この本の良いところは見開きの2ページで一つの項目が解説されているところです。ですので、必要な項目を目次で見て、その項目のページを開くと必要なことがわかります。
それに、実部レベルて必要かどうかは別として、今回紹介する他の本には書かれていない、EVABAT(経済的に実現可能な最適適用可能技術)やQSAR(定量的構造活性相関)などの用語も解説されています。
ただ、改訂2版の発行が、2016年09月24日なので、情報は相当古いので注意が必要です。chemSHERPAについてはVer.upが繰り返されているので、この本の内容では対応できないと思います。
“ケムシェルパ”を活かしたよくわかる規制化学物質のリスク管理
この本は、日刊工業新聞社から発行されており、東京環境経営研究所【監修】/松浦 徹也/杉浦 順/島田 義弘【編著】となっています。
この本も、前回の記事で紹介しました。その際も書きましたが、この本の良いところは、実際の会社(実名入り)の対応方法の事例が載っていることです。要は、他社事例を参考にできるというところです。
目次は以下のようになっています。
第1章 リスクマネジメントの基礎
第2章 chemSHERPA(ケムシェルパ)の使い方
第3章 RoHS(2)指令やREACH規則が求めるリスクマネジメント
第4章 新たな規制物質の動向
第5章 特定有害物質の検査法
第6章 EU輸出企業の対応事例
第7章 マネジメントシステムの統合
商品説明には、以下のような文言があります。
RoHS指令、REACH規則が求める化学物質規制!世界標準を目指す化学物質情報伝達方式「ケムシェルパ」を活かした規制化学物質のリスク管理をやさしく解説。
この本の出版年月は、2017年3月です。
このため、この本におけるchemSHERPAの解説は、すでにかなり古くなっているので、使えない部分も多々あります。
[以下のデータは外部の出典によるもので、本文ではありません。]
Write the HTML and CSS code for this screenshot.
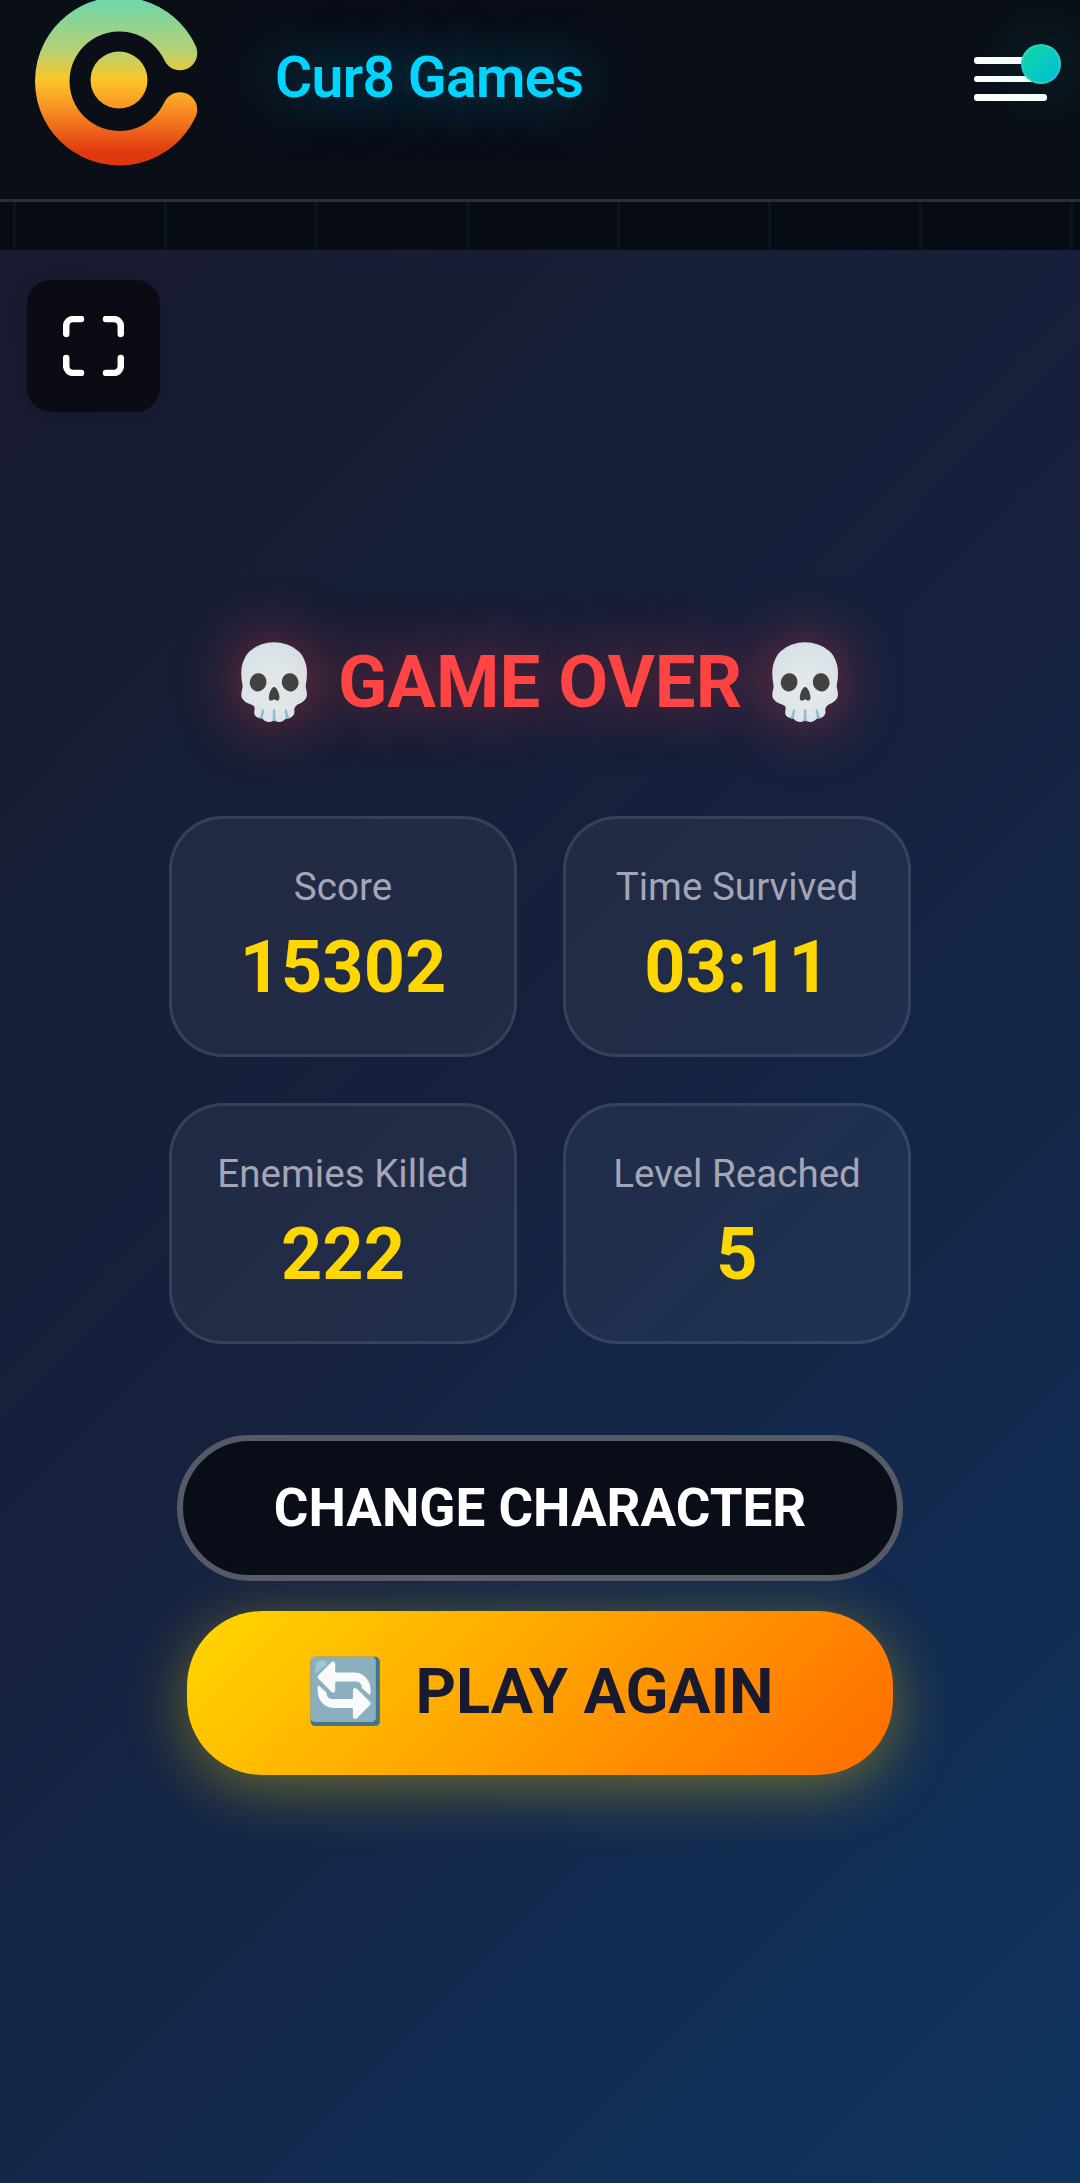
FILE: index.html
```html
<!DOCTYPE html>
<html lang="en">
<head>
<meta charset="utf-8">
<title>Cur8 Games</title>
<link rel="stylesheet" href="styles.css">
</head>
<body>
<header class="header">
  <svg class="logo" viewBox="0 0 200 170" width="200" height="170" aria-hidden="true">
    <defs>
      <linearGradient id="logoGrad" gradientUnits="userSpaceOnUse" x1="0" y1="0" x2="0" y2="166">
        <stop offset="0" stop-color="#6fd6ab"/>
        <stop offset=".3" stop-color="#b4d174"/>
        <stop offset=".48" stop-color="#fcc52a"/>
        <stop offset=".66" stop-color="#f98f24"/>
        <stop offset=".92" stop-color="#e0380f"/>
      </linearGradient>
    </defs>
    <path d="M180 53A67 67 0 1 0 180 109.500" fill="none" stroke="url(#logoGrad)" stroke-width="34.500" stroke-linecap="round"/>
    <circle cx="119" cy="80" r="28.500" fill="url(#logoGrad)"/>
  </svg>
  <h1 class="brand">Cur8 Games</h1>
  <div class="menu">
    <span class="menu-line"></span>
    <span class="menu-line"></span>
    <span class="menu-line"></span>
    <span class="menu-dot"></span>
  </div>
</header>
<div class="ticker"></div>
<main class="game">
  <button class="fullscreen" type="button" aria-label="Fullscreen">
    <svg viewBox="0 0 61 60" width="61" height="60" fill="none" stroke="#fff" stroke-width="6.500" stroke-linecap="round" stroke-linejoin="round" aria-hidden="true">
      <path d="M3.200 18V10a7 7 0 0 1 7-7H18"/>
      <path d="M43 3h7.800a7 7 0 0 1 7 7v8"/>
      <path d="M3.200 42v8a7 7 0 0 0 7 7H18"/>
      <path d="M43 57h7.800a7 7 0 0 0 7-7v-8"/>
    </svg>
  </button>
  <h2 class="over"><span class="emoji">💀</span> GAME OVER <span class="emoji">💀</span></h2>
  <section class="stats">
    <div class="stat"><div class="stat-label">Score</div><div class="stat-value">15302</div></div>
    <div class="stat"><div class="stat-label">Time Survived</div><div class="stat-value">03:11</div></div>
    <div class="stat"><div class="stat-label">Enemies Killed</div><div class="stat-value">222</div></div>
    <div class="stat"><div class="stat-label">Level Reached</div><div class="stat-value">5</div></div>
  </section>
  <button class="btn-change" type="button">CHANGE CHARACTER</button>
  <button class="btn-play" type="button"><span class="emoji">🔄</span><span>PLAY AGAIN</span></button>
</main>
</body>
</html>
```
FILE: styles.css
```css
* { box-sizing: border-box; }
html, body { margin: 0; padding: 0; }
body {
  width: 1080px;
  height: 2183px;
  overflow: hidden;
  font-family: Roboto, "Noto Color Emoji", sans-serif;
  background: linear-gradient(135deg, #1a1a2e 0%, #16213e 50%, #0f3460 100%);
}
.header {
  height: 202px;
  display: flex;
  align-items: flex-start;
  background: #0a0e17;
  border-bottom: 3px solid #2a2e36;
  overflow: hidden;
  position: relative;
}
.logo { flex: none; filter: blur(.7px); }
.brand {
  margin: 47px 0 0 75px;
  font-size: 57px;
  line-height: 62px;
  font-weight: 600;
  letter-spacing: -.7px;
  color: #00d4ff;
  text-shadow: 0 0 60px rgba(0, 212, 255, .5);
}
.menu {
  position: absolute;
  left: 974px;
  top: 57px;
  width: 73px;
  display: flex;
  flex-direction: column;
  gap: 12px;
}
.menu-line { display: block; height: 6.500px; border-radius: 3px; background: #fff; }
.menu-dot {
  position: absolute;
  left: 47px;
  top: -13px;
  width: 40px;
  height: 40px;
  border-radius: 50%;
  background: linear-gradient(135deg, #14d9a0, #00bcdc);
  border: 2px solid rgba(255, 255, 255, .12);
  box-shadow: 0 0 60px rgba(0, 212, 170, .3);
}
.ticker {
  height: 48px;
  background: repeating-linear-gradient(90deg, #070b13 0 13px, #0b151e 13px 16px, #070b13 16px 151px);
}
.game {
  position: relative;
  height: 1933px;
  padding-top: 391px;
  display: flex;
  flex-direction: column;
  align-items: center;
}
.fullscreen {
  position: absolute;
  left: 27px;
  top: 30px;
  width: 133px;
  height: 132px;
  padding: 0;
  border: 0;
  border-radius: 24px;
  background: #0b0b13;
  box-shadow: 0 6px 24px rgba(0, 0, 0, .12);
  display: flex;
  align-items: center;
  justify-content: center;
}
.over {
  margin: 0;
  font-size: 72.500px;
  line-height: 84px;
  font-weight: 700;
  color: #ff4444;
  text-shadow: 0 0 60px rgba(255, 68, 68, .5);
  white-space: pre;
}
.stats {
  margin-top: 91px;
  display: grid;
  grid-template-columns: 348px 348px;
  grid-auto-rows: 241px;
  gap: 46px;
}
.stat {
  border: 3px solid rgba(255, 255, 255, .1);
  border-radius: 54px;
  background: rgba(255, 255, 255, .05);
  text-align: center;
  padding-top: 43px;
}
.stat-label { font-size: 38.600px; line-height: 50px; color: #a4a6b8; }
.stat-value { margin-top: 12.500px; font-size: 72px; line-height: 85px; font-weight: 700; color: #ffd700; }
.btn-change {
  margin-top: 91px;
  width: 726px;
  height: 146px;
  border: 6px solid #555a66;
  border-radius: 75px;
  background: #090d17;
  color: #fff;
  font: 700 53px Roboto, sans-serif;
}
.btn-play {
  margin-top: 30px;
  width: 706px;
  height: 164px;
  padding: 0 0 4px;
  border: 0;
  border-radius: 75px;
  display: flex;
  align-items: center;
  justify-content: center;
  gap: 30.500px;
  background: linear-gradient(135deg, #ffd700, #ff6b00);
  box-shadow: 0 12px 60px rgba(255, 215, 0, .38);
  color: #1a1a2e;
  font: 700 63px Roboto, "Noto Color Emoji", sans-serif;
}
```
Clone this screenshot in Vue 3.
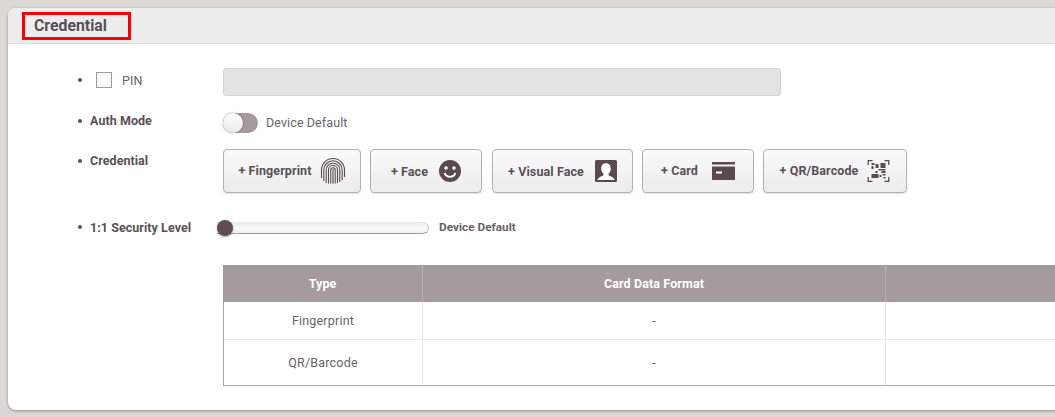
<template>
  <div class="page">
    <section class="card">
      <header class="card-head">
        <h2 class="title">Credential</h2>
      </header>

      <div class="card-body">
        <div class="row row-pin">
          <div class="label plain">
            <span class="dot"></span>
            <span class="check"></span>
            <span class="pin-text">PIN</span>
          </div>
          <div class="pin-input"></div>
        </div>

        <div class="row row-auth">
          <div class="label"><span class="dot"></span>Auth Mode</div>
          <div class="toggle-wrap">
            <span class="toggle"><span class="knob"></span></span>
            <span class="toggle-text">Device Default</span>
          </div>
        </div>

        <div class="row row-cred">
          <div class="label"><span class="dot"></span>Credential</div>
          <div class="buttons">
            <button v-for="b in buttons" :key="b.name" class="add-btn" :class="b.cls">
              <span class="btn-text">+ {{ b.name }}</span>
              <svg v-if="b.icon === 'finger'" class="ico" width="26" height="26" viewBox="0 0 26 26" fill="none" stroke="#5a4a50" stroke-width="1.1">
                <path d="M1.500 20V12a11.500 11.500 0 0 1 23 0v7" />
                <path d="M3.800 23V12a9.200 9.200 0 0 1 18.400 0v10" />
                <path d="M6.200 25V12a6.800 6.800 0 0 1 13.600 0v12" />
                <path d="M8.500 25.500V12a4.500 4.500 0 0 1 9 0v13" />
                <path d="M10.800 25.500V12a2.200 2.200 0 0 1 4.400 0v13.500" />
                <path d="M13 11v14.500" />
              </svg>
              <svg v-else-if="b.icon === 'face'" class="ico" width="22" height="22" viewBox="0 0 22 22">
                <circle cx="11" cy="11" r="11" fill="#5a4a50" />
                <circle cx="7" cy="8" r="1.800" fill="#fff" />
                <circle cx="15" cy="8" r="1.800" fill="#fff" />
                <path d="M5.500 13c1.200 2.600 3.200 3.800 5.500 3.800s4.300-1.200 5.500-3.800" fill="none" stroke="#fff" stroke-width="1.800" />
              </svg>
              <svg v-else-if="b.icon === 'visual'" class="ico" width="22" height="22" viewBox="0 0 22 22">
                <rect width="22" height="22" rx="1.500" fill="#5a4a50" />
                <path d="M11 3.200c3 0 4.800 2.200 4.800 5.300 0 2.300-1 4.200-2.300 5.200v1.300c0 .9 4.800 1.700 6 4.500v.5H2.500v-.5c1.200-2.800 6-3.600 6-4.500v-1.300C7.200 12.700 6.200 10.800 6.200 8.500c0-3.100 1.800-5.300 4.800-5.300z" fill="#fff" />
              </svg>
              <svg v-else-if="b.icon === 'card'" class="ico" width="23" height="18" viewBox="0 0 23 18">
                <rect width="23" height="2.500" fill="#5a4a50" />
                <rect y="4.500" width="23" height="13.500" fill="#5a4a50" />
                <rect x="4" y="9.500" width="6" height="2" fill="#fff" />
              </svg>
              <svg v-else class="ico" width="23" height="22" viewBox="0 0 22 22" fill="none" stroke="#5a4a50">
                <path d="M.7 5V.7H5M17 .7h4.300V5M.7 17v4.300H5M17 21.300h4.300V17" stroke-width="1.300" />
                <g fill="#5a4a50" stroke="none">
                  <rect x="4" y="3" width="3" height="2" />
                  <rect x="8" y="4" width="3" height="4" />
                  <rect x="13" y="3" width="5" height="5" />
                  <rect x="4" y="6" width="2" height="3" />
                  <rect x="11" y="9" width="7" height="1.500" />
                  <rect x="8" y="11" width="2" height="2" />
                  <rect x="14" y="11" width="4" height="2" />
                  <rect x="4" y="14" width="7" height="4" />
                  <rect x="12" y="15" width="2" height="2" />
                  <rect x="15" y="14" width="3" height="1.500" />
                  <rect x="16" y="17" width="2" height="1.500" />
                </g>
              </svg>
            </button>
          </div>
        </div>

        <div class="row row-level">
          <div class="label"><span class="dot"></span>1:1 Security Level</div>
          <div class="slider-wrap">
            <span class="slider"><span class="thumb"></span></span>
            <span class="slider-text">Device Default</span>
          </div>
        </div>

        <div class="table">
          <div class="tr th">
            <div class="c1">Type</div>
            <div class="c2">Card Data Format</div>
            <div class="c3"></div>
          </div>
          <div v-for="r in rows" :key="r" class="tr td" :class="{ last: r === 'QR/Barcode' }">
            <div class="c1">{{ r }}</div>
            <div class="c2">-</div>
            <div class="c3"></div>
          </div>
        </div>
      </div>
    </section>
  </div>
</template>

<script setup>
const buttons = [
  { name: 'Fingerprint', icon: 'finger', cls: 'b-finger' },
  { name: 'Face', icon: 'face', cls: 'b-face' },
  { name: 'Visual Face', icon: 'visual', cls: 'b-visual' },
  { name: 'Card', icon: 'card', cls: 'b-card' },
  { name: 'QR/Barcode', icon: 'qr', cls: 'b-qr' }
]

const rows = ['Fingerprint', 'QR/Barcode']
</script>

<style>
html, body {
  margin: 0;
  background: #dcd8d4;
  overflow: hidden;
}
</style>

<style scoped>
.page {
  height: 417px;
  padding: 8px 0 0 8px;
  box-sizing: border-box;
  background: #dcd8d4;
  overflow: hidden;
  font-family: Roboto, "Liberation Sans", sans-serif;
  color: #5a5056;
}

.card {
  width: 1100px;
  height: 402px;
  background: #fff;
  border-radius: 8px 0 0 8px;
  box-shadow: 0 1px 3px rgba(90, 80, 80, 0.55);
  overflow: hidden;
}

.card-head {
  height: 36px;
  box-sizing: border-box;
  padding: 4px 0 0 14px;
  background: #ededed;
  border-bottom: 1px solid #dcdcdc;
}

.title {
  width: 109px;
  height: 28px;
  margin: 0;
  box-sizing: border-box;
  padding-left: 9px;
  border: 3px solid #f00;
  font-size: 15.800px;
  font-weight: 700;
  line-height: 21px;
  color: #595159;
}

.card-body {
  padding: 24px 0 0 69px;
}

.row {
  display: flex;
  align-items: flex-start;
}

.label {
  display: flex;
  align-items: center;
  width: 146px;
  font-size: 12.500px;
  font-weight: 700;
  letter-spacing: 0.05px;
  color: #5a5056;
}

.dot {
  width: 4px;
  height: 4px;
  margin: 0 8px 0 1px;
  border-radius: 50%;
  background: #5a5056;
}

.label.plain {
  font-weight: 400;
  height: 24px;
}

.check {
  width: 14px;
  height: 14px;
  margin: 0 10px 0 6px;
  border: 1px solid #a09a9c;
}

.pin-text {
  font-size: 12.500px;
  letter-spacing: 0.1px;
  color: #6c6369;
}

.pin-input {
  width: 556px;
  height: 26px;
  border: 1px solid #d3d3d3;
  border-radius: 3px;
  background: #e4e4e4;
}

.row-auth {
  margin-top: 17px;
  height: 20px;
}

.row-auth .label {
  height: 15px;
}

.toggle-wrap {
  display: flex;
  align-items: center;
  height: 20px;
}

.toggle {
  display: block;
  position: relative;
  width: 35px;
  height: 20px;
  border-radius: 10px;
  background: #a59a9d;
}

.knob {
  position: absolute;
  left: 0;
  top: 0;
  width: 20px;
  height: 20px;
  border-radius: 50%;
  background: linear-gradient(#fff, #e8e8e8);
  box-shadow: 0 0 2px rgba(0, 0, 0, 0.45);
}

.toggle-text {
  margin-left: 8px;
  padding-bottom: 2px;
  font-size: 12.500px;
  letter-spacing: 0.1px;
  color: #6c6369;
}

.row-cred {
  margin-top: 16px;
}

.row-cred .label {
  height: 23px;
}

.buttons {
  display: flex;
  gap: 9px;
}

.add-btn {
  display: flex;
  align-items: center;
  justify-content: center;
  height: 44px;
  padding: 0;
  box-sizing: border-box;
  border: 1px solid #b5b1b1;
  border-radius: 4px;
  background: linear-gradient(#fafafa, #ececec);
  box-shadow: 0 1px 1px rgba(0, 0, 0, 0.12);
  font-family: inherit;
  font-size: 12.500px;
  font-weight: 700;
  letter-spacing: 0.1px;
  color: #5a5056;
}

.btn-text {
  padding-bottom: 2px;
}

.b-face .btn-text,
.b-visual .btn-text {
  padding-bottom: 0;
}

.ico {
  flex: none;
}

.b-finger { width: 138px; gap: 8px; }
.b-face { width: 112px; gap: 11px; margin-right: 1px; }
.b-visual { width: 141px; gap: 11px; }
.b-card { width: 112px; gap: 14px; }
.b-qr { width: 144px; gap: 9px; }

.row-level {
  margin-top: 28px;
  height: 13px;
}

.row-level .label {
  height: 12px;
}

.slider-wrap {
  display: flex;
  align-items: center;
  height: 14px;
  margin-left: -6px;
}

.slider {
  display: block;
  position: relative;
  width: 212px;
  height: 12px;
  border-radius: 0 6px 6px 0;
  background: linear-gradient(#e9e9e9, #fafafa 50%, #f2f2f2);
  border-bottom: 1px solid #a59a9d;
  border-right: 1px solid #c8c4c4;
  box-sizing: border-box;
}

.thumb {
  position: absolute;
  left: 0;
  top: -2px;
  width: 16px;
  height: 16px;
  border-radius: 50%;
  background: #5e4d54;
  box-shadow: 0 1px 2px rgba(0, 0, 0, 0.35);
}

.slider-text {
  margin-left: 10px;
  padding-bottom: 2px;
  font-size: 11.800px;
  font-weight: 700;
  color: #6a6066;
}

.table {
  margin: 31px 0 0 146px;
  width: 1000px;
  border-left: 1px solid #a5a5a5;
  border-bottom: 1px solid #a5a5a5;
  font-size: 12.500px;
}

.tr {
  display: grid;
  grid-template-columns: 198px 463px 1fr;
  text-align: center;
}

.tr > div + div {
  border-left: 1px solid #e6e6e6;
}

.th {
  height: 37px;
  margin-left: -1px;
  grid-template-columns: 199px 463px 1fr;
  background: #a59a9d;
  color: #fff;
  font-weight: 700;
  letter-spacing: 0.1px;
  line-height: 37px;
}

.th > div + div {
  border-left: 1px solid #b7aeb0;
}

.td {
  height: 38px;
  line-height: 38px;
  border-bottom: 1px solid #e9e9e9;
  box-sizing: border-box;
  color: #6c6369;
  letter-spacing: 0.2px;
}

.td.last {
  height: 45px;
  line-height: 45px;
  border-bottom: 0;
}
</style>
むしろ、REACH規則やRoHS指令の解説、ナノ物質やフタル酸エステルなど考え方、製品化学物質管理のやり方などが役に立つでしょう。
それとなぜか、化学物質の分析方法の解説があったりします。
今、入手するなら
これからまた新しい本も出てくるでしょうが、現時点で特に成形品の製品化学物質管理で有用なのは、最初の二つの書籍でしょう。
それらの本を見ると、東京環境経営研究所の松浦先生をはじめとした著者が大部分を占めており、日本におけるこの分野では、他に専門家がいないのではないかと思えるほどです。
いわゆる化成品や事業所における化学物質管理の本はほかに沢山出版されていますが、こと成形品対応となると少ないのが現状です。
実務で業務をされている方で、まだ何もそういった書籍を持っていない方は、一冊くらい持っていてもというか、もっていたほうが良いでしょう。